NASA’s Operation IceBridge mission, which aims to collect data on changes in polar ice in critical regions over a six-year span, is notable for its open, peer-review application process — anyone can apply to become a science team member for one of its two three-year segments.
Although team members are elected for just three years in order to ensure fresh ideas and contributions to the mission, ESSIC researcher Sinead Farrell was recently appointed to a second term with IceBridge, meaning she will have worked on the mission from its launch in 2009 to its completion in 2016.
The purpose of the IceBridge mission is to provide continuity of data collection in between the NASA ICESat satellite mission, and ICESat-2, which will launch in 2016. IceBridge is an airborne mission, a type of remote sensing with which Farrell now has a decade of experience.
“My first interaction with airborne science for sea ice was in 2003,” she said. “They were missions of opportunity; we just got one or two flights to try out the instrument response over sea ice. Then, obviously, as time went on, it developed into much a bigger mission.”
NASA’s IceBridge mission has between 10 and 15 science team members at any given time, Farrell said, and one of her main roles involves helping with satellite underflights, designing experiments that capture data from satellites.

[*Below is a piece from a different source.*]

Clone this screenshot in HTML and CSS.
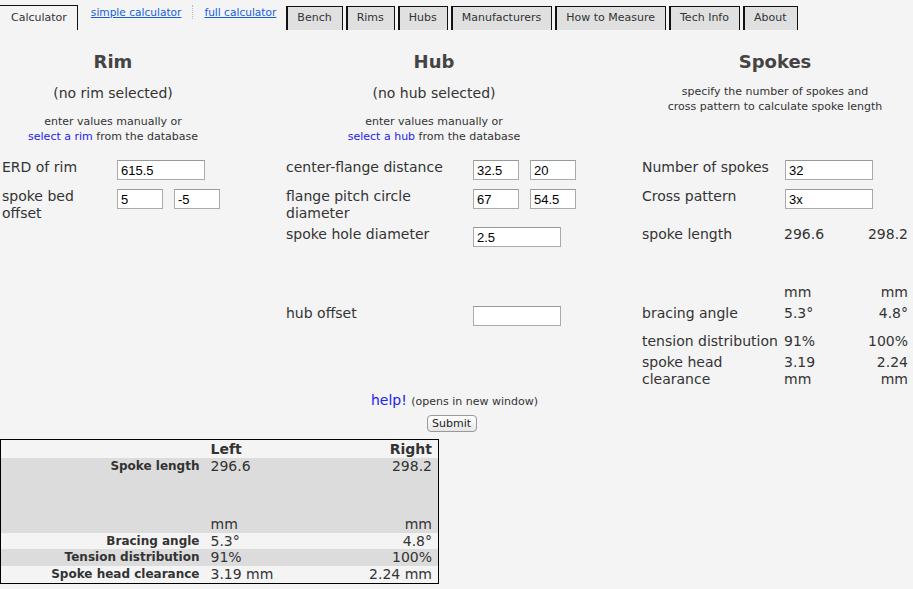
FILE: index.html
```html
<html lang="en">
  <head>
    <meta charset="UTF-8" />
    <title>Spoke Calculator</title>
    <link rel="stylesheet" href="styles.css">
  </head>
  <body>
    <div class="tabs">
      <a class="tab active" href="#">Calculator</a>
      <div class="modes">
        <a href="#">simple calculator</a>
        <span class="sep"></span>
        <a href="#">full calculator</a>
      </div>
      <a class="tab" href="#">Bench</a>
      <a class="tab" href="#">Rims</a>
      <a class="tab" href="#">Hubs</a>
      <a class="tab" href="#">Manufacturers</a>
      <a class="tab" href="#">How to Measure</a>
      <a class="tab" href="#">Tech Info</a>
      <a class="tab" href="#">About</a>
    </div>

    <form class="calc-form" onsubmit="return false">
      <div class="calc">
        <div class="head rim-head">
          <h2>Rim</h2>
          <p class="sel">(no rim selected)</p>
          <p class="note">enter values manually or<br /><a href="#">select a rim</a> from the database</p>
        </div>
        <div class="head hub-head">
          <h2>Hub</h2>
          <p class="sel">(no hub selected)</p>
          <p class="note">enter values manually or<br /><a href="#">select a hub</a> from the database</p>
        </div>
        <div class="head sp-head">
          <h2>Spokes</h2>
          <p class="note sp-note">specify the number of spokes and<br />cross pattern to calculate spoke length</p>
        </div>

        <div class="rim-l">ERD of rim</div>
        <div class="rim-v"><input class="wide" value="615.5" /></div>
        <div class="hub-l">center-flange distance</div>
        <div class="hub-v"><input value="32.5" /><input value="20" /></div>
        <div class="sp-l">Number of spokes</div>
        <div class="sp-v"><input class="wide" value="32" /></div>

        <div class="rim-l">spoke bed<br />offset</div>
        <div class="rim-v"><input value="5" /><input value="-5" /></div>
        <div class="hub-l">flange pitch circle<br />diameter</div>
        <div class="hub-v"><input value="67" /><input value="54.5" /></div>
        <div class="sp-l">Cross pattern</div>
        <div class="sp-v"><input class="wide" value="3x" /></div>

        <div class="hub-l">spoke hole diameter</div>
        <div class="hub-v"><input class="wide" value="2.5" /></div>
        <div class="sp-l">spoke length</div>
        <div class="sp-a">296.6<div class="unit">mm</div></div>
        <div class="sp-b">298.2<div class="unit">mm</div></div>

        <div class="hub-l">hub offset</div>
        <div class="hub-v"><input class="wide" value="" /></div>
        <div class="sp-l">bracing angle</div>
        <div class="sp-a">5.3&deg;</div>
        <div class="sp-b">4.8&deg;</div>

        <div class="sp-l">tension distribution</div>
        <div class="sp-a">91%</div>
        <div class="sp-b">100%</div>

        <div class="sp-l">spoke head<br />clearance</div>
        <div class="sp-a">3.19<br />mm</div>
        <div class="sp-b">2.24<br />mm</div>
      </div>

      <div class="help"><a href="#">help!</a> <span>(opens in new window)</span></div>
      <div class="submit-row"><button type="submit">Submit</button></div>
    </form>

    <table class="results">
      <colgroup>
        <col class="col-label" />
        <col class="col-left" />
        <col />
      </colgroup>
      <tr class="hdr">
        <th></th>
        <th class="left">Left</th>
        <th class="right">Right</th>
      </tr>
      <tr class="dark">
        <th>Spoke length</th>
        <td class="left">296.6<div class="unit">mm</div></td>
        <td class="right">298.2<div class="unit">mm</div></td>
      </tr>
      <tr class="short">
        <th>Bracing angle</th>
        <td class="left">5.3&deg;</td>
        <td class="right">4.8&deg;</td>
      </tr>
      <tr class="dark">
        <th>Tension distribution</th>
        <td class="left">91%</td>
        <td class="right">100%</td>
      </tr>
      <tr>
        <th>Spoke head clearance</th>
        <td class="left">3.19 mm</td>
        <td class="right">2.24 mm</td>
      </tr>
    </table>
  </body>
</html>
```

FILE: styles.css
```css
body {
  margin: 0;
  background: #f4f4f4;
  color: #333;
  font-family: "DejaVu Sans", Verdana, sans-serif;
}
a {
  color: #2222ee;
  text-decoration: none;
}

/* tab bar */
.tabs {
  display: flex;
  align-items: flex-end;
  height: 30px;
  padding-top: 5px;
  box-sizing: border-box;
}
.tab {
  font-size: 11px;
  color: #333;
  background: #e0e0e0;
  border: 1px solid #111;
  border-left-width: 2px;
  border-bottom: none;
  height: 24px;
  line-height: 22px;
  box-sizing: border-box;
  padding: 0 10px 0 9px;
  margin-right: 3px;
  white-space: nowrap;
}
.tab.active {
  background: #f4f4f4;
  height: 25px;
  line-height: 24px;
  margin-left: -1px;
  margin-right: 0;
  border-left-width: 1px;
  padding: 0 10px 0 11px;
}
.modes {
  align-self: flex-start;
  display: flex;
  align-items: center;
  font-size: 10.6px;
  line-height: 14px;
  margin: 0 10px 0 13px;
}
.modes a {
  color: #1560d8;
  text-decoration: underline;
}
.modes .sep {
  width: 0;
  height: 14px;
  border-left: 1px dotted #bbb;
  margin: 0 11px;
}

/* calculator grid */
.calc-form {
  margin: 0;
}
.calc {
  display: grid;
  grid-template-columns: 115px 107px 62px 187px 109px 60px 142px 62px 62px;
  grid-template-rows: 128px 29px 38px 79px 28px 21px 36px;
  padding-left: 2px;
  font-size: 14px;
  line-height: 17px;
}
.head {
  padding-top: 21px;
  text-align: center;
  grid-row: 1;
}
.head h2 {
  margin: 0;
  font-size: 18px;
  line-height: 22px;
  color: #444;
}
.head .sel {
  margin: 11.5px 0 0;
  font-size: 14px;
  line-height: 17px;
}
.head .note {
  margin: 12px 0 0;
  font-size: 11px;
  line-height: 15px;
}
.head .sp-note {
  margin-top: 10.5px;
}
.rim-head { grid-column: 1 / 3; }
.hub-head { grid-column: 4 / 6; }
.sp-head { grid-column: 7 / 10; }

.rim-l { grid-column: 1; }
.rim-v { grid-column: 2; }
.hub-l { grid-column: 4; }
.hub-v { grid-column: 5; }
.sp-l { grid-column: 7; white-space: nowrap; }
.sp-v { grid-column: 8 / 10; padding-left: 1px; }
.sp-a { grid-column: 8; }
.sp-b { grid-column: 9; text-align: right; }
.rim-l,
.hub-l,
.sp-l,
.sp-a,
.sp-b {
  padding-top: 1px;
}
.rim-v,
.hub-v,
.sp-v {
  padding-top: 2px;
  display: flex;
  gap: 11px;
  align-items: flex-start;
}
.calc .unit {
  margin-top: 41px;
}

input {
  width: 46px;
  height: 20px;
  box-sizing: border-box;
  border: 1px solid #aaa;
  border-top-color: #999;
  background: #fff;
  padding: 1px 3px 0;
  font-family: "Liberation Sans", Arial, sans-serif;
  font-size: 13px;
  color: #000;
  margin: 0;
}
input.wide {
  width: 88px;
}

.help {
  margin-top: 3px;
  text-align: center;
  font-size: 14px;
  line-height: 17px;
  padding-right: 4px;
}
.help span {
  font-size: 11px;
}
.submit-row {
  margin-top: 5px;
  text-align: center;
  padding-right: 10px;
}
.submit-row button {
  width: 50px;
  height: 17px;
  padding: 0;
  border: 1px solid #999;
  border-radius: 4px;
  background: linear-gradient(#fff, #e6e6e6);
  font-family: "DejaVu Sans", Verdana, sans-serif;
  font-size: 11px;
  line-height: 15px;
  color: #222;
}

/* results table */
.results {
  margin-top: 7px;
  width: 439px;
  border: 1px solid #000;
  border-collapse: collapse;
  table-layout: fixed;
}
.col-label { width: 205px; }
.col-left { width: 95px; }
.results th,
.results td {
  padding: 0;
  vertical-align: top;
  line-height: 17px;
}
.results th {
  text-align: right;
  font-size: 12px;
  padding-right: 6px;
}
.results td {
  font-size: 14px;
}
.results .left {
  text-align: left;
  padding-left: 5px;
}
.results .right {
  text-align: right;
  padding-right: 6px;
}
.results .hdr th {
  font-size: 14px;
  line-height: 18px;
}
.results tr.short td,
.results tr.short th {
  line-height: 16px;
}
.results tr.dark {
  background: #dcdcdc;
}
.results td .unit {
  margin-top: 41px;
}
```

“We take the aircraft, and we actually fly underneath orbiting satellites that are in operation right now,” she said. “That’s a challenging thing to do, but it’s fun when we pull it off.”
The goal of IceBridge’s satellite underflights is to measure sea ice freeboard, which Farrell said is typically just 20 to 40 centimeters of ice sticking above the water surface, making it much easier to measure from an aircraft. The team then compares data from the satellite and aircraft on the ground, she said.
“You can imagine how difficult that is to measure from space,” she said. “The data we get from the aircraft is quite detailed, and we can use that to better understand the information we’re getting from the satellite. It’s sort of like eyes on the ground.”
Although IceBridge is currently working in Antarctica, Farrell’s next time working with the team in the field could be in the Arctic region in mid-March, she said. And after the IceBridge mission wraps up in 2016,
Farrell will transition over to the ICESat-2 mission. “Being a member of both teams means that we can do an even better job of linking the two missions together,” she said.